Uma ode às concessões exclusivas de esgotamento sanitário
15 de dezembro de 2022, 20h35
Uma questão muito relevante, atinente ao dever de universalização dos serviços públicos de saneamento básico, é a discussão acerca da definição de critérios para revisões de concessões exclusivas de distribuição de água para inclusão de obrigações inerentes aos serviços de esgotamento sanitário, ou ainda, criar mecanismos para viabilizar a concessão exclusiva dos serviços de tratamento de esgoto ao lado dos serviços de distribuição de água já existentes.

A resolução de tais questões é fundamental para o desenvolvimento e ampliação exponencial de projetos para estruturação de infraestruturas de esgotamento sanitário, bem como a obtenção das metas de universalização. Segundo relatório do Instituto Trata Brasil, com dados oficiais de 2019, aproximadamente 100 milhões de pessoas permanecem sem acesso à coleta de esgotos. Isso significa que "49% dos esgotos que geramos, estamos jogando na natureza cerca de 5,3 mil piscinas olímpicas por dia de dejetos no meio ambiente" [1]. Segundo o mesmo relatório, a quantidade de pessoas sem acesso a água tratada ainda é grande, mas diminui para 35 milhões [2].

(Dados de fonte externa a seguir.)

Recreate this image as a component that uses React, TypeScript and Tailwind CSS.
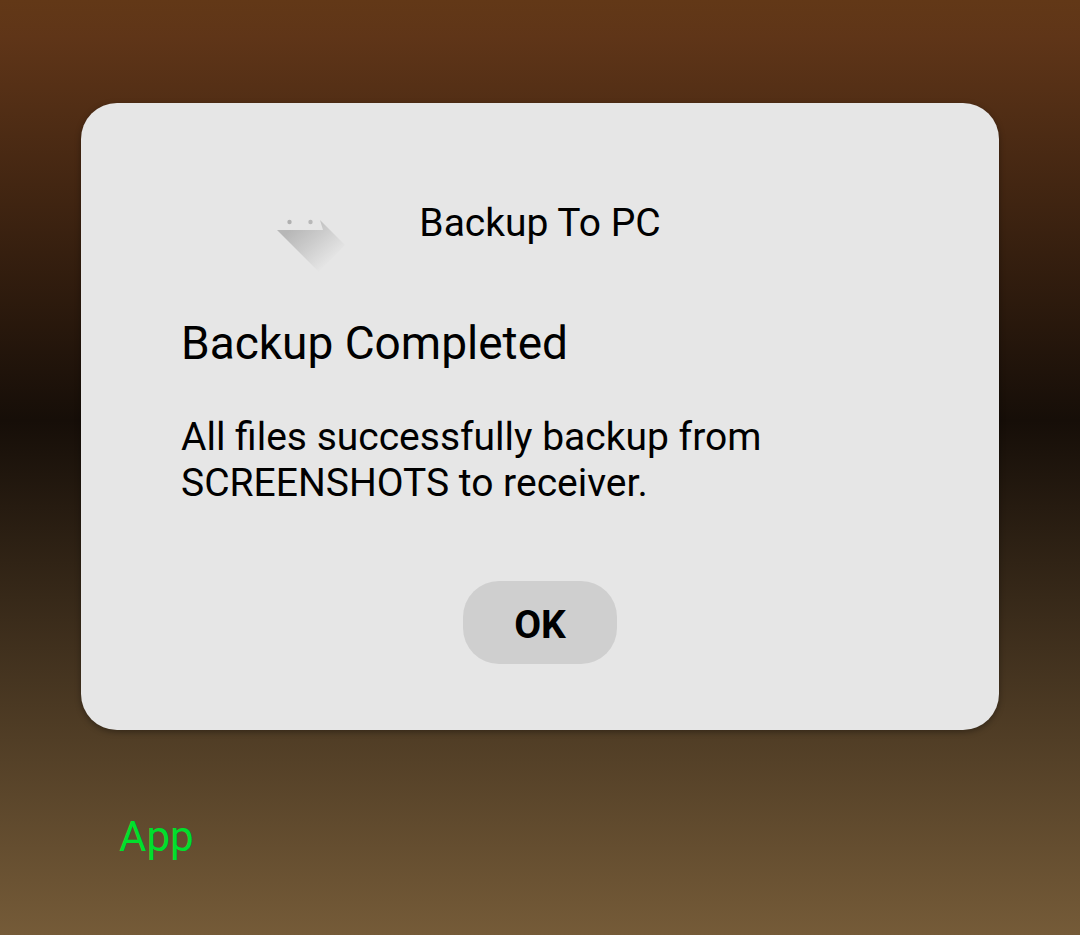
function AppIcon() {
  return (
    <svg viewBox="0 0 68 54" className="mt-[18px] mr-[74px] h-[54px] w-[68px] justify-self-end" aria-hidden="true">
      <defs>
        <linearGradient id="fold" gradientUnits="userSpaceOnUse" x1="22" y1="4" x2="56" y2="42">
          <stop offset="0" stopColor="#b7b7b7" />
          <stop offset="0.45" stopColor="#cbcbcb" />
          <stop offset="1" stopColor="#e6e6e6" />
        </linearGradient>
      </defs>
      <path d="M0 12H46L43 2L68 27L42 54Z" fill="url(#fold)" />
      <circle cx="12.5" cy="4" r="2.2" fill="#b0b0b0" />
      <circle cx="33.5" cy="4" r="2.2" fill="#b8b8b8" />
    </svg>
  );
}

export default function App() {
  return (
    <main className="min-h-screen bg-[linear-gradient(to_bottom,#623817_0%,#5f3518_4%,#160e08_45%,#755b38_100%)] px-[81px] pt-[103px] font-[Roboto,sans-serif] text-black">
      <section
        role="dialog"
        aria-labelledby="dialog-title"
        className="flex flex-col rounded-[36px] bg-[#e6e6e6] px-[100px] pt-[97px] pb-[66px] shadow-[0_2px_6px_rgba(0,0,0,0.35)]"
      >
        <header className="grid grid-cols-[1fr_auto_1fr] items-start">
          <AppIcon />
          <h1 id="dialog-title" className="text-[39px] leading-[46px]">Backup To PC</h1>
        </header>
        <h2 className="mt-[44px] text-[46px] leading-[54px]">Backup Completed</h2>
        <p className="mt-[44px] text-[39px] leading-[46px]">
          All files successfully backup from SCREENSHOTS to receiver.
        </p>
        <button
          type="button"
          className="mt-[75px] w-[154px] self-center rounded-[36px] bg-[#cfcfcf] pt-[21px] pb-[16px] text-[39px] leading-[46px] font-bold"
        >
          OK
        </button>
      </section>
      <p className="mt-[82px] px-[38px] pb-[30px] text-[42px] leading-[50px] text-[#00df2c]">App</p>
    </main>
  );
}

Vale lembrar que, segundo o novo marco do saneamento básico (artigo 11-B, da Lei Federal nº 11.445/2007, com redação dada pela Lei Federal nº 14.026/2020), "os contratos de prestação dos serviços públicos de saneamento básico deverão definir metas de universalização que garantam o atendimento de 99% da população com água potável e de 90% da população com coleta e tratamento de esgotos até 31 de dezembro de 2033". Nesse sentido, as metas relativas aos serviços de esgotamento sanitário estão bem mais distantes de serem obtidas.
Certamente, a diferença dos números relativos ao acesso a água tratada e esgoto envolve questões de prioridade, muitas vezes de ordem política. Receber água tratada — o que é o mínimo — certamente é uma modalidade de atendimento em espécie das demandas sanitárias de maior visibilidade. Contudo, de nada adianta a ilusão com o crescimento do acesso à água tratada, sem o correspondente tratamento do esgoto gerado, sob pena de o próprio e desejado consumo de água potável representar uma contingência socioambiental relevante.
Um meio possível é buscar incentivar a renegociação de contratos de concessão exclusiva para distribuição de águas, usualmente realizado por empresas estatais detentoras de convênios de cooperação com Municípios, para prever ajustes com o fito de harmonizar-se com outra concessionária exclusiva para os serviços de esgotamento sanitário. Ou, ainda, criar medidas regulatórias para impor obrigações de acesso à infraestrutura de outro prestador, segundo a doutrina internacional dos essencial facilities [3], de modo a obrigar o acesso a todo o aparato necessário para que se possa criar medidas efetivas de cobrança autônoma pelo prestador dos serviços de esgotamento sanitário.
Enfim, trata-se de um debate necessário sobre buscar meios instrumentais para efetivar essa maior imersão dos serviços de esgotamento sanitário. Por isso, uma ode às concessões exclusivas desse tipo de serviço não é somente válida, mas necessária para ampliação da cobertura sanitária integral brasileira.
[1] MONZONI, Marlo; CARREIRA, Fernanda. O Metaverso do ESG. Documento on line disponível no link: https://saneamentobasico.com.br/wp-content/uploads/2022/12/Metaverso.pdf. Acesso em 07.12.2022.
[2] Op cit.
[3] Cf. VALE, Murilo Melo. Obrigações de Serviço Público no Setor Privado. Belo Horizonte: Editora Fórum, 2022, p. 296 et seq.